I can’t explain airline pricing but I do know some plane tickets can be cheaper depending on where you buy them or, even better, where you appear to buy them from.
This is all about leveraging foreign currencies and points-of-sale to your advantage.
For reasons I never quite understood, every time I tried to book a domestic flight in another country, the prices were always exorbitant. But, say, once I was in Bangkok, that same flight that was once $300 would fall to $30 almost inexplicably.
This phenomenon is because a ticket’s point-of-sale—the place where a retail transaction is completed—can affect the price of any flight with an international component.
Most people don’t know there is a simple trick for “changing” this to get a cheaper flight on an airline’s website; it’s how I managed to pay $371 for a flight from New York to Colombia instead of $500+. Though it can be used for normal international flights, it often works best when you’re buying domestic flights in another country. (Point in case: A Chilean friend once told me Easter Island flights were much cheaper to buy in Santiago instead of abroad.)
To demonstrate how this scheme works, we ran a one-way search from Cartagena to Bogotá—two cities in Colombia—for June 17 on Google ITA, Kayak and Skyscanner. To keep things simple, I’ll ignore a VivaColombia flight that Skyscanner found because Google ITA and Kayak do not include smaller airlines in their searches. Instead, we’ll be comparing two large airlines that fly this route, LAN Airlines and Avianca.
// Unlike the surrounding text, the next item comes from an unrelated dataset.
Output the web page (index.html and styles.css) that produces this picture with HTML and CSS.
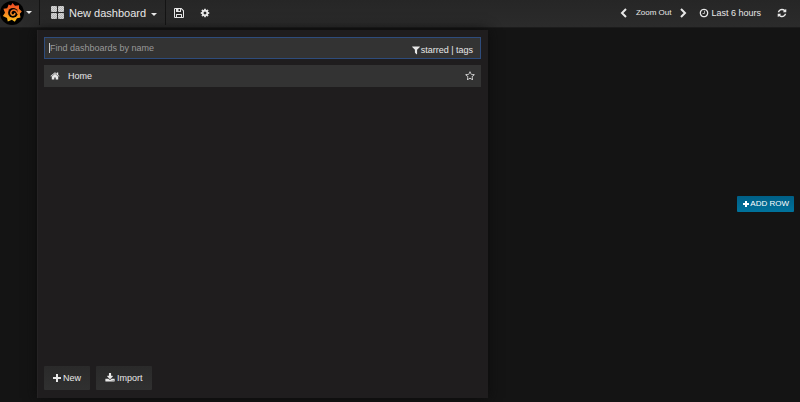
FILE: index.html
```html
<!DOCTYPE html>
<html lang="en">
<head>
    <meta charset="UTF-8">
    <title>New dashboard</title>
    <link rel="stylesheet" href="styles.css">
</head>
<body>
    <header class="navbar">
        <button class="logo-btn" aria-label="Main menu">
            <svg class="logo" viewBox="0 0 24 24">
                <defs>
                    <linearGradient id="flame" gradientUnits="userSpaceOnUse" x1="0" y1="21" x2="0" y2="3">
                        <stop offset="0" stop-color="#fcc820"/>
                        <stop offset="0.5" stop-color="#f58220"/>
                        <stop offset="1" stop-color="#ee4a24"/>
                    </linearGradient>
                </defs>
                <circle cx="12" cy="12" r="12" fill="#000"/>
                <path fill="url(#flame)" d="M12.500 2L15 4.800L19 4.200L19 7.800L21.800 10.500L19.800 12.800L20.500 16.500L17 17.200L14.800 20.800L11.800 18.800L7.800 20.600L7 16.900L2.800 15L5 11.800L3.400 7.800L7.200 7.200L8.600 3.600L11 4.600Z"/>
                <circle cx="13" cy="11.800" r="4.900" fill="#000"/>
                <path fill="none" stroke="url(#flame)" stroke-width="1.500" stroke-linecap="round" d="M17.800 12.500C16.500 9.500 14.500 8.700 12.800 9.200C10.700 9.900 10.300 12.200 11.400 13.500C12.500 14.700 14.700 14.200 14.800 12.600"/>
            </svg>
            <span class="caret"></span>
        </button>
        <button class="title-btn">
            <svg class="grid-icon" viewBox="0 0 13 13">
                <defs>
                    <pattern id="checks" width="2" height="2" patternUnits="userSpaceOnUse">
                        <path fill="#d6d6d6" d="M0 0h2v2h-2z"/>
                        <path fill="#b8b8b8" d="M0 0h1v1h-1zM1 1h1v1h-1z"/>
                    </pattern>
                </defs>
                <g fill="url(#checks)">
                    <rect x="0" y="0" width="6" height="6" rx="1"/>
                    <rect x="7" y="0" width="6" height="6" rx="1"/>
                    <rect x="0" y="7" width="6" height="6" rx="1"/>
                    <rect x="7" y="7" width="6" height="6" rx="1"/>
                </g>
            </svg>
            <span>New dashboard</span>
            <span class="caret"></span>
        </button>
        <button class="nav-btn" aria-label="Save">
            <svg class="icon" viewBox="0 0 10 10"><path fill-rule="evenodd" d="M1 0H7.500L10 2.500V9Q10 10 9 10H1Q0 10 0 9V1Q0 0 1 0ZM1 1V9H2V6.500Q2 6 2.500 6H7.500Q8 6 8 6.500V9H9V3L7 1V3.500Q7 4 6.500 4H2.500Q2 4 2 3.500V1ZM4.500 1V3H6V1ZM3 7V9H7V7Z"/></svg>
        </button>
        <button class="nav-btn" aria-label="Settings">
            <svg class="icon" viewBox="0 0 1792 1792"><path d="M1152 896q0-106-75-181t-181-75-181 75-75 181 75 181 181 75 181-75 75-181zm512-109v222q0 12-8 23t-20 13l-185 28q-19 54-39 91 35 50 107 138 10 12 10 25t-9 23q-27 37-99 108t-94 71q-12 0-26-9l-138-108q-44 23-91 38-16 136-29 186-7 28-36 28h-222q-14 0-24.500-8.500t-11.500-21.500l-28-184q-49-16-90-37l-141 107q-10 9-25 9-14 0-25-11-126-114-165-168-7-10-7-23 0-12 8-23 15-21 51-66.500t54-70.500q-27-50-41-99l-183-27q-13-2-21-12.500t-8-23.500v-222q0-12 8-23t19-13l186-28q14-46 39-92-40-57-107-138-10-12-10-24 0-10 9-23 26-36 98.500-107.500t94.500-71.500q13 0 26 10l138 107q44-23 91-38 16-136 29-186 7-28 36-28h222q14 0 24.500 8.500t11.500 21.500l28 184q49 16 90 37l142-107q9-9 24-9 13 0 25 10 129 119 165 170 7 8 7 22 0 12-8 23-15 21-51 66.500t-54 70.500q26 50 41 98l183 28q13 2 21 12.500t8 23.500z"/></svg>
        </button>
        <div class="time-nav">
            <button aria-label="Back"><svg class="chevron" viewBox="0 0 8 10"><path d="M6 1L2 5L6 9"/></svg></button>
            <button class="zoom-btn">Zoom Out</button>
            <button aria-label="Forward"><svg class="chevron" viewBox="0 0 8 10"><path d="M2 1L6 5L2 9"/></svg></button>
            <button class="range-btn">
                <svg class="icon" viewBox="0 0 1792 1792"><path d="M1024 544v448q0 14-9 23t-23 9h-320q-14 0-23-9t-9-23v-64q0-14 9-23t23-9h224v-352q0-14 9-23t23-9h64q14 0 23 9t9 23zm416 352q0-148-73-273t-198-198-273-73-273 73-198 198-73 273 73 273 198 198 273 73 273-73 198-198 73-273zm224 0q0 209-103 385.500t-279.500 279.500-385.500 103-385.500-103-279.500-279.500-103-385.500 103-385.500 279.500-279.500 385.500-103 385.500 103 279.500 279.500 103 385.500z"/></svg>
                Last 6 hours
            </button>
            <button class="refresh-btn" aria-label="Refresh">
                <svg class="icon" viewBox="0 0 1792 1792"><path d="M1639 1056q0 5-1 7-64 268-268 434.500t-478 166.500q-146 0-282.500-55t-243.500-157l-129 129q-19 19-45 19t-45-19-19-45v-448q0-26 19-45t45-19h448q26 0 45 19t19 45-19 45l-137 137q71 66 161 102t187 36q134 0 250-65t186-179q11-17 53-117 8-23 30-23h192q13 0 22.500 9.500t9.500 22.500zm25-800v448q0 26-19 45t-45 19h-448q-26 0-45-19t-19-45 19-45l138-138q-148-137-349-137-134 0-250 65t-186 179q-11 17-53 117-8 23-30 23h-199q-13 0-22.500-9.500t-9.500-22.500v-7q65-268 270-434.500t480-166.500q146 0 284 55.500t245 156.500l130-129q19-19 45-19t45 19 19 45z"/></svg>
            </button>
        </div>
    </header>

    <main class="dashboard">
        <button class="add-row">
            <svg class="icon-plus" viewBox="0 0 8 8"><path d="M3 1h2v2h2v2h-2v2h-2v-2h-2v-2h2z"/></svg>
            ADD ROW
        </button>
    </main>

    <section class="search-panel">
        <div class="search-box">
            <input type="text" placeholder="Find dashboards by name" aria-label="Find dashboards by name">
            <div class="filters">
                <svg class="icon-filter" viewBox="0 0 1792 1792"><path d="M1595 295q17 41-14 70l-493 493v742q0 42-39 59-13 5-25 5-27 0-45-19l-256-256q-19-19-19-45v-486l-493-493q-31-29-14-70 17-39 59-39h1280q42 0 59 39z"/></svg>
                <span><a href="#">starred</a> | <a href="#">tags</a></span>
            </div>
        </div>
        <div class="result">
            <svg class="icon" viewBox="0 0 1792 1792"><path d="M1472 992v480q0 26-19 45t-45 19h-384v-384h-256v384h-384q-26 0-45-19t-19-45v-480q0-1 .5-3t.5-3l575-474 575 474q1 2 1 6zm223-69l-62 74q-8 9-21 11h-3q-13 0-21-7l-692-577-692 577q-12 8-24 7-13-2-21-11l-62-74q-8-10-7-23.500t11-21.500l719-599q32-26 76-26t76 26l244 204v-195q0-14 9-23t23-9h192q14 0 23 9t9 23v408l219 182q10 8 11 21.500t-7 23.500z"/></svg>
            <a href="#">Home</a>
            <button class="star" aria-label="Star">
                <svg class="icon" viewBox="0 0 1792 1792"><path d="M1201 1004l306-297-422-62-189-382-189 382-422 62 306 297-73 421 378-199 377 199zm527-357q0 22-26 48l-363 354 86 500q1 7 1 20 0 50-41 50-19 0-40-12l-449-236-449 236q-22 12-40 12-21 0-31.500-14.500t-10.500-35.500q0-6 2-20l86-500-364-354q-25-27-25-48 0-37 56-46l502-73 225-455q19-41 49-41t49 41l225 455 502 73q56 9 56 46z"/></svg>
            </button>
        </div>
        <div class="panel-footer">
            <button>
                <svg class="icon-plus" viewBox="0 0 8 8"><path d="M3 0h2v3h3v2h-3v3h-2v-3h-3v-2h3z"/></svg>
                New
            </button>
            <button>
                <svg class="icon" viewBox="0 0 1792 1792"><path d="M1344 1344q0-26-19-45t-45-19-45 19-19 45 19 45 45 19 45-19 19-45zm256 0q0-26-19-45t-45-19-45 19-19 45 19 45 45 19 45-19 19-45zm128-224v320q0 40-28 68t-68 28h-1472q-40 0-68-28t-28-68v-320q0-40 28-68t68-28h465l135 136q58 56 136 56t136-56l136-136h464q40 0 68 28t28 68zm-325-569q17 41-14 70l-448 448q-18 19-45 19t-45-19l-448-448q-31-29-14-70 17-39 59-39h256v-448q0-26 19-45t45-19h256q26 0 45 19t19 45v448h256q42 0 59 39z"/></svg>
                Import
            </button>
        </div>
    </section>
</body>
</html>
```
FILE: styles.css
```css
* {
    box-sizing: border-box;
}
body {
    margin: 0;
    min-height: 100vh;
    display: flex;
    flex-direction: column;
    background: #141414;
    color: #e8e8e8;
    font-family: "Liberation Sans", Arial, sans-serif;
    font-size: 9px;
    line-height: 12px;
}
button {
    display: flex;
    align-items: center;
    padding: 0;
    border: 0;
    background: none;
    color: inherit;
    font: inherit;
    cursor: pointer;
}
a {
    color: inherit;
    text-decoration: none;
}
svg {
    flex: none;
    fill: currentColor;
}
.icon,
.icon-filter {
    width: 10px;
    height: 10px;
}
.icon-plus {
    width: 8px;
    height: 8px;
}
.caret {
    border-left: 3px solid transparent;
    border-right: 3px solid transparent;
    border-top: 3px solid #e8e8e8;
}

/* top bar */
.navbar {
    display: flex;
    height: 28px;
    padding-bottom: 2px;
    background: linear-gradient(#262626, #2b2b2b);
    border-bottom: 1px solid #1c1c1c;
}
.logo-btn {
    width: 40px;
    gap: 2px;
    border-right: 1px solid #141414;
}
.logo {
    width: 24px;
    height: 24px;
}
.title-btn {
    gap: 5px;
    padding: 0 8px 0 11px;
    border-right: 1px solid #141414;
    font-size: 11px;
}
.title-btn .caret {
    margin-top: 3px;
}
.grid-icon {
    width: 13px;
    height: 13px;
}
.nav-btn {
    width: 26px;
    justify-content: center;
}
.time-nav {
    display: flex;
    margin-left: auto;
    padding-right: 13px;
}
.chevron {
    width: 8px;
    height: 10px;
    fill: none;
    stroke: currentColor;
    stroke-width: 2;
}
.zoom-btn {
    margin: 0 8px;
    font-size: 8px;
}
.range-btn {
    gap: 2px;
    margin-left: 12px;
}
.refresh-btn {
    margin-left: 16px;
}

/* dashboard canvas */
.dashboard {
    flex: 1;
    display: flex;
    align-items: center;
    justify-content: flex-end;
    padding: 0 6px 22px 0;
}
.add-row {
    height: 16px;
    padding: 0 5px;
    border-radius: 1px;
    background: linear-gradient(#005f86, #00729c);
    color: #fff;
    font-size: 8px;
}

/* dashboard search dropdown */
.search-panel {
    position: absolute;
    top: 30px;
    bottom: 4px;
    left: 37px;
    width: 451px;
    display: flex;
    flex-direction: column;
    padding: 7px 7px 8px 6px;
    border-left: 1px solid #252324;
    background: #1f1d1e;
    box-shadow: 0 0 12px #0c0c0c;
}
.search-box {
    position: relative;
    display: flex;
    align-items: center;
    height: 22px;
    padding: 0 7px 0 5px;
    border: 1px solid #2e4c7c;
    background: #333;
}
/* text cursor */
.search-box::before {
    content: "";
    position: absolute;
    left: 4px;
    top: 5px;
    width: 1px;
    height: 10px;
    background: #ccc;
}
.search-box input {
    flex: 1;
    min-width: 0;
    padding: 0;
    border: 0;
    outline: 0;
    background: none;
    color: #e8e8e8;
    caret-color: transparent;
    font: inherit;
}
.search-box input::placeholder {
    color: #999;
}
.filters {
    display: flex;
    align-items: center;
    padding-top: 3px;
}
.result {
    display: flex;
    align-items: center;
    gap: 8px;
    height: 22px;
    margin-top: 6px;
    padding: 0 6px;
    background: #333;
}
.star {
    margin-left: auto;
}
.panel-footer {
    display: flex;
    gap: 6px;
    margin-top: auto;
}
.panel-footer button {
    height: 24px;
    gap: 2px;
    padding: 0 9px;
    border-radius: 1px;
    background: linear-gradient(#2a2a2a, #303030);
}
```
Unsurprisingly, Kayak takes a U.S.-centric approach. Going the path of least resistance, a Kayak search shows that the cheapest flight on LAN is $116 and the cheapest flight on Avianca is $137. If we run this exact search in Google ITA with New York City as the point-of-sale, we see those exact numbers. Skyscanner returns similar results: the cheapest flight on LAN is $114 and on Avianca it is $136
Though Skyscanner actually has the best prices, let’s not stop there. Instead of using an American city as the point-of-sale, let’s use Colombia as the point-of-sale, something that can only be searched for in Google ITA. You actually don’t have to tweak a thing because the departure city is usually set as the default for this option — that said, it’s possible to change this to any place in the world you want. The main difference is we’ll get the price in Colombian pesos and that’s *exactly* what we want.
In this new search, the cheapest flight on Avianca is 116,280 COP and the cheapest flight on LAN is 173,820 COP. That of course means a lot of mumbo jumbo to most people, so let’s convert that over to U.S. dollars. The same Avianca flight now approximates to $61.59 while the LAN flight is $91.96. In short, you’d be saving $22.04 on the LAN flight and $74.41 on the Avianca flight by simply paying in a different currency. The price difference between the cheapest flight in both the U.S. and Colombia search is $54.41. That’s how much you’ll end up saving just by comparing the flights in different currencies.
Now the real problem is that we’ve got to find a place to buy this ticket in pesos since Google ITA won’t tell us where to go for that. I head directly to the Avianca website, which brings us to the U.S. price—about $137—for the flight. That’s not what I want though. I start again, but this time I click on the upper right-hand corner and select Colombia as my country and English as my language. (Other airlines may not always offer the ability to keep using the site in English. How good is your Spanish?) It’s not using the same thing as a VPN, but this mimics the idea that you are buying from a different location other than the U.S.
I search again. Sometimes I’m not always able to get the same exact fare I see in Google ITA, but I almost always manage to get something cheaper than what Kayak calculated for me. In this case, the cheapest flight available is 136,000 COP or $72.14, a bit more than what I was told but still less than Kayak’s price. To save the most money, make sure you pay in a credit card that doesn’t charge foreign transaction fees. In total, I manage to get a flight about $43.86 cheaper than what any U.S. site quoted me.
Even if you don’t have a travel-friendly credit card, it still might be worth it to pay the fees just to pay in pesos. In this case, the standard foreign transaction fee 3% surcharge would only cost you an extra $2.16 to book the flight. The exact percentage will vary depending on the terms of the card issuer, but in short, you still come out ahead.
With a little adjustment, this trick can also be used for purchasing international flights. The most obvious points-of-sales to check for generally include the destination country and the country where the airline is based in. I mean, you can also go ahead and check for every single country out there, but that’s real dedication that even I don’t have time for.
Though most of the time it works out that I get some sort of discount—which can range from a few dollars to over a hundred dollars—by leveraging foreign currencies against each other, it doesn’t always work all the time. Sometimes, in fact, the cheapest airfare is the most straightforward fare you’ll find. But hey, just so you know.